How might you expand the Working Communities program?
It’s premature to suggest what Working Communities will do in addition to what it currently does. It’s important to know that there are solutions to many of the problems that persist in our society and that make life difficult for poor people. What we need to do is to find those success stories and ensure that the stories get told. For example, there are successful inner-city schools across this country. If you were to ask the average American what is the state of inner-city schools, most would say very poor. Yet there are many success stories, so we need to look at those models of success, whether it be in education, housing, or the rights arena and exalt and support those success stories so we can use them to inform our policy makers and our leaders in this country.

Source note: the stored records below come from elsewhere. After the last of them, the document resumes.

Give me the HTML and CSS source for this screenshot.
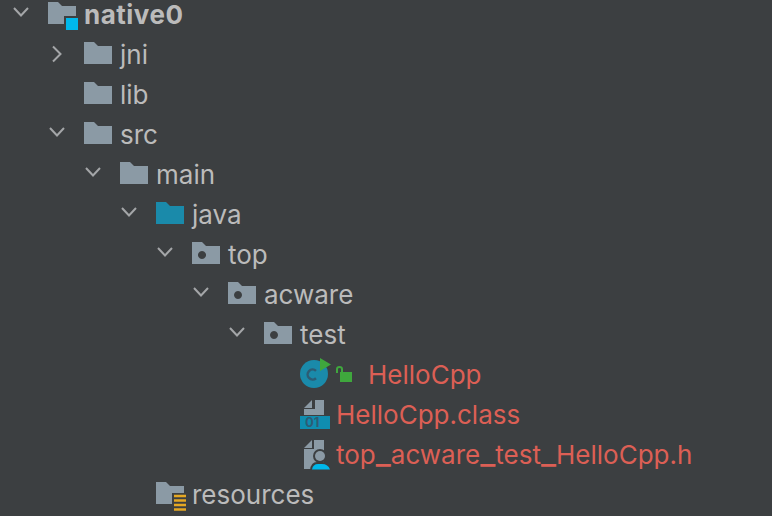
FILE: index.html
```html
<!DOCTYPE html>
<html lang="en">
<head>
    <meta charset="UTF-8">
    <meta name="viewport" content="width=device-width, initial-scale=1.0">
    <title>Project tree</title>
    <link rel="stylesheet" href="styles.css">
</head>
<body>

<svg class="defs" width="0" height="0">
    <symbol id="down" viewBox="0 0 18 40">
        <path d="M2 13 L9 20.500 L16 13" fill="none" stroke="#a4a6a8" stroke-width="2"/>
    </symbol>
    <symbol id="right" viewBox="0 0 18 40">
        <path d="M5 11.500 L12.500 19 L5 26.500" fill="none" stroke="#a4a6a8" stroke-width="2"/>
    </symbol>
    <symbol id="folder" viewBox="0 0 28 40">
        <path d="M0 7 H10 L14 11 H28 V29 H0 Z"/>
    </symbol>
    <symbol id="package" viewBox="0 0 28 40">
        <path fill-rule="evenodd" d="M0 7 H10 L14 11 H28 V29 H0 Z M10 16 a4 4 0 1 0 0.010 0 Z"/>
    </symbol>
</svg>

<div class="tree">
    <div class="row lv0 bold">
        <svg class="arrow"><use href="#down"/></svg>
        <svg class="icon" viewBox="0 0 28 40">
            <use href="#folder" class="grey" width="28" height="40"/>
            <rect x="16" y="21" width="16" height="16" fill="#3c3f41"/>
            <rect x="18" y="23" width="12" height="12" fill="#00b8eb"/>
        </svg>
        <span class="name">native0</span>
    </div>
    <div class="row lv1">
        <svg class="arrow"><use href="#right"/></svg>
        <svg class="icon grey"><use href="#folder"/></svg>
        <span class="name">jni</span>
    </div>
    <div class="row lv1">
        <span class="arrow"></span>
        <svg class="icon grey"><use href="#folder"/></svg>
        <span class="name">lib</span>
    </div>
    <div class="row lv1">
        <svg class="arrow"><use href="#down"/></svg>
        <svg class="icon grey"><use href="#folder"/></svg>
        <span class="name">src</span>
    </div>
    <div class="row lv2">
        <svg class="arrow"><use href="#down"/></svg>
        <svg class="icon grey"><use href="#folder"/></svg>
        <span class="name">main</span>
    </div>
    <div class="row lv3">
        <svg class="arrow"><use href="#down"/></svg>
        <svg class="icon blue"><use href="#folder"/></svg>
        <span class="name">java</span>
    </div>
    <div class="row lv4">
        <svg class="arrow"><use href="#down"/></svg>
        <svg class="icon grey"><use href="#package"/></svg>
        <span class="name">top</span>
    </div>
    <div class="row lv5">
        <svg class="arrow"><use href="#down"/></svg>
        <svg class="icon grey"><use href="#package"/></svg>
        <span class="name">acware</span>
    </div>
    <div class="row lv6">
        <svg class="arrow"><use href="#down"/></svg>
        <svg class="icon grey"><use href="#package"/></svg>
        <span class="name">test</span>
    </div>
    <div class="row lv7">
        <span class="arrow"></span>
        <svg class="icon icon-wide" viewBox="0 0 52 40">
            <circle cx="14" cy="19" r="14" fill="#1a8aaa"/>
            <path d="M16 15.800 A5 5 0 1 0 16 23.200" fill="none" stroke="#2d5c74" stroke-width="2.500"/>
            <path d="M20 3 L31 9.500 L20 16 Z" fill="#3fa73d"/>
            <path d="M37 18 V14 Q37 12 39.500 12 Q42 12 42 14 V17" fill="none" stroke="#3fa73d" stroke-width="2"/>
            <rect x="40" y="17" width="12" height="10" fill="#3fa73d"/>
        </svg>
        <span class="name changed lock-gap">HelloCpp</span>
    </div>
    <div class="row lv7">
        <span class="arrow"></span>
        <svg class="icon icon-file" viewBox="0 0 30 40">
            <path class="grey" d="M4 13 L12 5 V13 Z M15 5 H24 V20 H15 Z M4 14 H15 V20 H4 Z"/>
            <rect y="21" width="30" height="13" fill="#0f8db0"/>
            <text x="5" y="32" class="bits">01</text>
        </svg>
        <span class="name changed">HelloCpp.class</span>
    </div>
    <div class="row lv7">
        <span class="arrow"></span>
        <svg class="icon icon-file" viewBox="0 0 30 40">
            <path class="grey" d="M4 13 L12 5 V13 Z M14 5 H24 V34 H4 V14 H14 Z"/>
            <circle cx="20" cy="21" r="7" fill="#3c3f41"/>
            <circle cx="20" cy="21" r="5" fill="#8b9aa5"/>
            <path d="M10 35 Q11 27 17 27 H23 Q29 27 30 35 Z" fill="#3c3f41"/>
            <path d="M12 34.500 Q13 29 18 29 H22 Q28 29 30 34.500 Z" fill="#00b8eb"/>
        </svg>
        <span class="name changed">top<span class="us">_</span>acware<span class="us">_</span>test<span class="us">_</span>HelloCpp.h</span>
    </div>
    <div class="row lv3">
        <span class="arrow"></span>
        <svg class="icon" viewBox="0 0 28 40">
            <use href="#folder" class="grey" width="28" height="40"/>
            <rect x="16" y="18" width="14" height="20" fill="#3c3f41"/>
            <path d="M18 21 H30 M18 25.500 H30 M18 30 H30 M18 34.500 H30" stroke="#e5a823" stroke-width="2.500"/>
        </svg>
        <span class="name">resources</span>
    </div>
</div>

</body>
</html>
```

FILE: styles.css
```css
* {
    box-sizing: border-box;
}
body {
    margin: 0;
    height: 516px;
    overflow: hidden;
    background: #3c3f41;
    color: #bbbbbb;
    font-family: Inter, 'Noto Sans', sans-serif;
    font-size: 26px;
}
.defs {
    display: block;
    height: 0;
}
.tree {
    margin-top: -5px;
}
.row {
    display: flex;
    align-items: center;
    height: 40px;
    white-space: nowrap;
}
.lv0 { padding-left: 12px; }
.lv1 { padding-left: 48px; }
.lv2 { padding-left: 84px; }
.lv3 { padding-left: 120px; }
.lv4 { padding-left: 156px; }
.lv5 { padding-left: 192px; }
.lv6 { padding-left: 228px; }
.lv7 { padding-left: 264px; }
.arrow {
    flex: none;
    width: 18px;
    height: 40px;
    margin-right: 18px;
}
.icon {
    flex: none;
    width: 28px;
    height: 40px;
    margin-right: 8px;
    overflow: visible;
}
.icon-wide {
    width: 52px;
}
.icon-file {
    width: 30px;
    margin-right: 6px;
}
.grey {
    fill: #8b9aa5;
}
.blue {
    fill: #1a8aaa;
}
.name {
    line-height: 40px;
}
.bold .name {
    font-weight: 700;
    letter-spacing: 0.5px;
}
.changed {
    color: #dc5f55;
}
.lock-gap {
    margin-left: 8px;
}
/* underscores run wider in the original font */
.us {
    font-size: 33px;
    line-height: 0;
}
.bits {
    font-family: Inter, sans-serif;
    font-size: 13px;
    font-weight: 700;
    fill: #2d5c74;
}
```
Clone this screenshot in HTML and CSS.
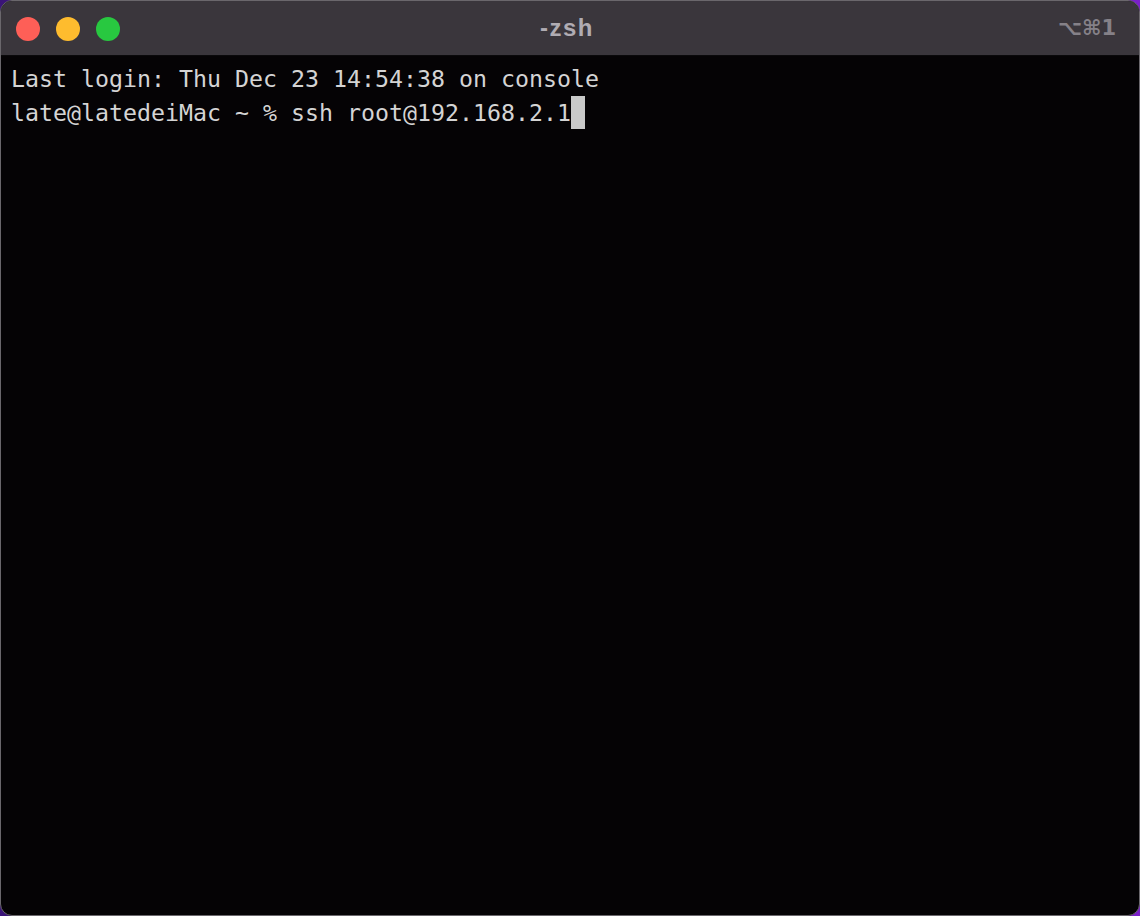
FILE: index.html
```html
<!DOCTYPE html>
<html>
<head>
<meta charset="utf-8">
<link rel="stylesheet" href="styles.css">
</head>
<body>
<div class="window">
  <div class="titlebar">
    <div class="lights">
      <span class="light red"></span>
      <span class="light yellow"></span>
      <span class="light green"></span>
    </div>
    <div class="title">-zsh</div>
    <div class="shortcut">⌥⌘1</div>
  </div>
  <div class="terminal">
    <div class="line">Last login: Thu Dec 23 14:54:38 on console</div>
    <div class="line">late@latedeiMac ~ % ssh root@192.168.2.1<span class="cursor"></span></div>
  </div>
</div>
</body>
</html>
```
FILE: styles.css
```css
html, body {
  margin: 0;
  padding: 0;
  height: 100%;
}
body {
  background: linear-gradient(90deg, #3a1478 0%, #5a1ab0 50%, #7a20c8 100%);
  overflow: hidden;
}
.window {
  box-sizing: border-box;
  width: 1140px;
  height: 916px;
  border: 1px solid #6a676c;
  border-radius: 12px;
  overflow: hidden;
  display: flex;
  flex-direction: column;
  background: #050305;
}
.titlebar {
  height: 54px;
  flex: none;
  background: #3a363c;
  display: grid;
  grid-template-columns: 1fr auto 1fr;
  align-items: center;
  padding: 0 23px 0 15px;
  border-bottom: 1px solid #0a090b;
}
.lights {
  display: flex;
  gap: 16px;
  align-items: center;
  margin-top: 1px;
}
.light {
  width: 24px;
  height: 24px;
  border-radius: 50%;
  display: block;
}
.red { background: #fe5f57; }
.yellow { background: #febc2e; }
.green { background: #28c840; }
.title {
  font-family: "Liberation Sans", Arial, sans-serif;
  font-weight: bold;
  font-size: 24px;
  letter-spacing: 1.5px;
  color: #b0acb3;
  padding-left: 2px;
}
.shortcut {
  justify-self: end;
  font-family: "DejaVu Sans", "Liberation Sans", sans-serif;
  font-weight: bold;
  font-size: 21px;
  color: #858188;
}
.terminal {
  flex: 1;
  padding: 6px 10px;
  font-family: "DejaVu Sans Mono", monospace;
  font-size: 23.25px;
  line-height: 34px;
  color: #d4d4d4;
}
.line {
  white-space: pre;
  height: 34px;
}
.cursor {
  display: inline-block;
  width: 14px;
  height: 33px;
  background: #c9c9c9;
  vertical-align: top;
}
```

Education: Earned his bachelor’s degree from the University of Texas at Austin and his law degree from the University of Texas School of Law.
Previous employment: Currently serves as chief operating officer of the Abyssinian Development Corporation, a nonprofit organization that tackles improving the quality of life for low-income residents in Harlem. The organization’s programs include working with government agencies, foundations, and corporations to provide low-cost housing and working to attract businesses that will employ local residents. He has also held several finance jobs in the for-profit world, including associate for capital markets at the Union Bank of Switzerland, in New York.
Charitable interests: Mr. Walker spent a year as a full-time volunteer at the Children’s Storefront School in Harlem, a private school that offers education tuition-free for local children. He donates financially to the Hetrick Martin Institute, a nonprofit organization focused on the needs of gay and lesbian youth, in New York.
Hobbies: Mr. Walker is a longtime subscriber to the New York City Ballet.